▸ **Exercise prompt**
Without the pictures, write out all the lines below exactly as they appear.

◇ ◇ ◇

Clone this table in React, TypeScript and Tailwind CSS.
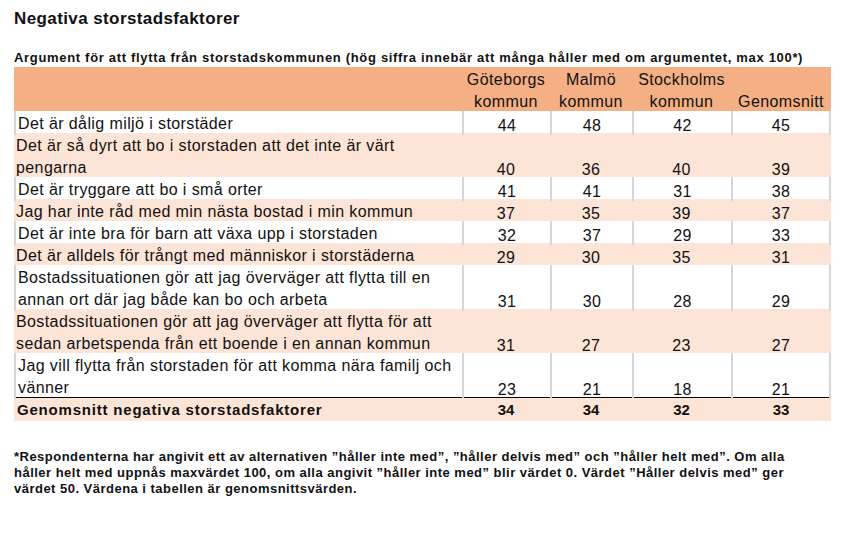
const rows = [
  { label: ["Det är dålig miljö i storstäder"], v: [44, 48, 42, 45], pink: false },
  { label: ["Det är så dyrt att bo i storstaden att det inte är värt", "pengarna"], v: [40, 36, 40, 39], pink: true },
  { label: ["Det är tryggare att bo i små orter"], v: [41, 41, 31, 38], pink: false },
  { label: ["Jag har inte råd med min nästa bostad i min kommun"], v: [37, 35, 39, 37], pink: true },
  { label: ["Det är inte bra för barn att växa upp i storstaden"], v: [32, 37, 29, 33], pink: false },
  { label: ["Det är alldels för trångt med människor i storstäderna"], v: [29, 30, 35, 31], pink: true },
  {
    label: ["Bostadssituationen gör att jag överväger att flytta till en", "annan ort där jag både kan bo och arbeta"],
    v: [31, 30, 28, 29],
    pink: false,
  },
  {
    label: ["Bostadssituationen gör att jag överväger att flytta för att", "sedan arbetspenda från ett boende i en annan kommun"],
    v: [31, 27, 23, 27],
    pink: true,
  },
  { label: ["Jag vill flytta från storstaden för att komma nära familj och", "vänner"], v: [23, 21, 18, 21], pink: false },
];

const cols = "grid grid-cols-[448px_88px_82px_99px_100px]";

const App: React.FC = () => {
  return (
    <div className="w-[862px] h-[535px] bg-white pl-[14px] pt-[9px] text-[#111] font-['Liberation_Sans',Arial,sans-serif]">
      <h1 className="text-[17px] leading-[20px] font-bold tracking-[0.4px]">Negativa storstadsfaktorer</h1>
      <p className="mt-[22px] text-[13px] leading-[14px] font-bold tracking-[0.68px] whitespace-nowrap">
        Argument för att flytta från storstadskommunen (hög siffra innebär att många håller med om argumentet, max 100*)
      </p>

      <div className="mt-[2px] w-[817px] text-[16px] leading-[22px] tracking-[0.4px]">
        <div className={`${cols} bg-[#f4b084] h-[44px]`}>
          <div />
          <div className="pt-[2px] text-center">Göteborgs<br />kommun</div>
          <div className="pt-[2px] text-center">Malmö<br />kommun</div>
          <div className="pt-[2px] text-center">Stockholms<br />kommun</div>
          <div className="pt-[24px] text-center">Genomsnitt</div>
        </div>

        {rows.map((row, i) => {
          const last = i === rows.length - 1;
          const h = row.label.length > 1 ? (last ? "h-[45px]" : "h-[44px]") : "h-[22px]";
          return (
            <div
              key={i}
              className={`${cols} ${h} ${row.pink ? "bg-[#fce4d6]" : "bg-white"} ${last ? "border-b-[1.5px] border-black" : ""}`}
            >
              <div className={`pl-[2px] pt-[2px] ${row.pink ? "" : "border-l-2 border-[#d6d6d6]"}`}>
                {row.label.map((l, j) => (
                  <div key={j} className="whitespace-nowrap">{l}</div>
                ))}
              </div>
              {row.v.map((n, j) => (
                <div
                  key={j}
                  className={`flex items-end justify-center leading-[18px] ${row.pink ? "" : "border-l-2 border-[#d6d6d6]"} ${
                    !row.pink && j === 3 ? "border-r-2" : ""
                  }`}
                >
                  {n}
                </div>
              ))}
            </div>
          );
        })}

        <div className={`${cols} bg-[#fce4d6] h-[23px] font-bold text-[15px] leading-[23px] tracking-normal`}>
          <div className="pl-[3px] tracking-[0.8px]">Genomsnitt negativa storstadsfaktorer</div>
          <div className="text-center">34</div>
          <div className="text-center">34</div>
          <div className="text-center">32</div>
          <div className="text-center">33</div>
        </div>
      </div>

      <p className="mt-[28px] text-[13px] leading-[16px] font-bold tracking-[0.48px] whitespace-nowrap">
        *Respondenterna har angivit ett av alternativen ”håller inte med”, ”håller delvis med” och ”håller helt med”. Om alla
        <br />
        håller helt med uppnås maxvärdet 100, om alla angivit ”håller inte med” blir värdet 0. Värdet ”Håller delvis med” ger
        <br />
        värdet 50. Värdena i tabellen är genomsnittsvärden.
      </p>
    </div>
  );
};

export default App;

◇ ◇ ◇

▸ **Written answer**
Clone this table in React, TypeScript and Tailwind CSS.
const rows = [
  { label: ["Det är dålig miljö i storstäder"], v: [44, 48, 42, 45], pink: false },
  { label: ["Det är så dyrt att bo i storstaden att det inte är värt", "pengarna"], v: [40, 36, 40, 39], pink: true },
  { label: ["Det är tryggare att bo i små orter"], v: [41, 41, 31, 38], pink: false },
  { label: ["Jag har inte råd med min nästa bostad i min kommun"], v: [37, 35, 39, 37], pink: true },
  { label: ["Det är inte bra för barn att växa upp i storstaden"], v: [32, 37, 29, 33], pink: false },
  { label: ["Det är alldels för trångt med människor i storstäderna"], v: [29, 30, 35, 31], pink: true },
  {
    label: ["Bostadssituationen gör att jag överväger att flytta till en", "annan ort där jag både kan bo och arbeta"],
    v: [31, 30, 28, 29],
    pink: false,
  },
  {
    label: ["Bostadssituationen gör att jag överväger att flytta för att", "sedan arbetspenda från ett boende i en annan kommun"],
    v: [31, 27, 23, 27],
    pink: true,
  },
  { label: ["Jag vill flytta från storstaden för att komma nära familj och", "vänner"], v: [23, 21, 18, 21], pink: false },
];

const cols = "grid grid-cols-[448px_88px_82px_99px_100px]";

const App: React.FC = () => {
  return (
    <div className="w-[862px] h-[535px] bg-white pl-[14px] pt-[9px] text-[#111] font-['Liberation_Sans',Arial,sans-serif]">
      <h1 className="text-[17px] leading-[20px] font-bold tracking-[0.4px]">Negativa storstadsfaktorer</h1>
      <p className="mt-[22px] text-[13px] leading-[14px] font-bold tracking-[0.68px] whitespace-nowrap">
        Argument för att flytta från storstadskommunen (hög siffra innebär att många håller med om argumentet, max 100*)
      </p>

      <div className="mt-[2px] w-[817px] text-[16px] leading-[22px] tracking-[0.4px]">
        <div className={`${cols} bg-[#f4b084] h-[44px]`}>
          <div />
          <div className="pt-[2px] text-center">Göteborgs<br />kommun</div>
          <div className="pt-[2px] text-center">Malmö<br />kommun</div>
          <div className="pt-[2px] text-center">Stockholms<br />kommun</div>
          <div className="pt-[24px] text-center">Genomsnitt</div>
        </div>

        {rows.map((row, i) => {
          const last = i === rows.length - 1;
          const h = row.label.length > 1 ? (last ? "h-[45px]" : "h-[44px]") : "h-[22px]";
          return (
            <div
              key={i}
              className={`${cols} ${h} ${row.pink ? "bg-[#fce4d6]" : "bg-white"} ${last ? "border-b-[1.5px] border-black" : ""}`}
            >
              <div className={`pl-[2px] pt-[2px] ${row.pink ? "" : "border-l-2 border-[#d6d6d6]"}`}>
                {row.label.map((l, j) => (
                  <div key={j} className="whitespace-nowrap">{l}</div>
                ))}
              </div>
              {row.v.map((n, j) => (
                <div
                  key={j}
                  className={`flex items-end justify-center leading-[18px] ${row.pink ? "" : "border-l-2 border-[#d6d6d6]"} ${
                    !row.pink && j === 3 ? "border-r-2" : ""
                  }`}
                >
                  {n}
                </div>
              ))}
            </div>
          );
        })}

        <div className={`${cols} bg-[#fce4d6] h-[23px] font-bold text-[15px] leading-[23px] tracking-normal`}>
          <div className="pl-[3px] tracking-[0.8px]">Genomsnitt negativa storstadsfaktorer</div>
          <div className="text-center">34</div>
          <div className="text-center">34</div>
          <div className="text-center">32</div>
          <div className="text-center">33</div>
        </div>
      </div>

      <p className="mt-[28px] text-[13px] leading-[16px] font-bold tracking-[0.48px] whitespace-nowrap">
        *Respondenterna har angivit ett av alternativen ”håller inte med”, ”håller delvis med” och ”håller helt med”. Om alla
        <br />
        håller helt med uppnås maxvärdet 100, om alla angivit ”håller inte med” blir värdet 0. Värdet ”Håller delvis med” ger
        <br />
        värdet 50. Värdena i tabellen är genomsnittsvärden.
      </p>
    </div>
  );
};

export default App;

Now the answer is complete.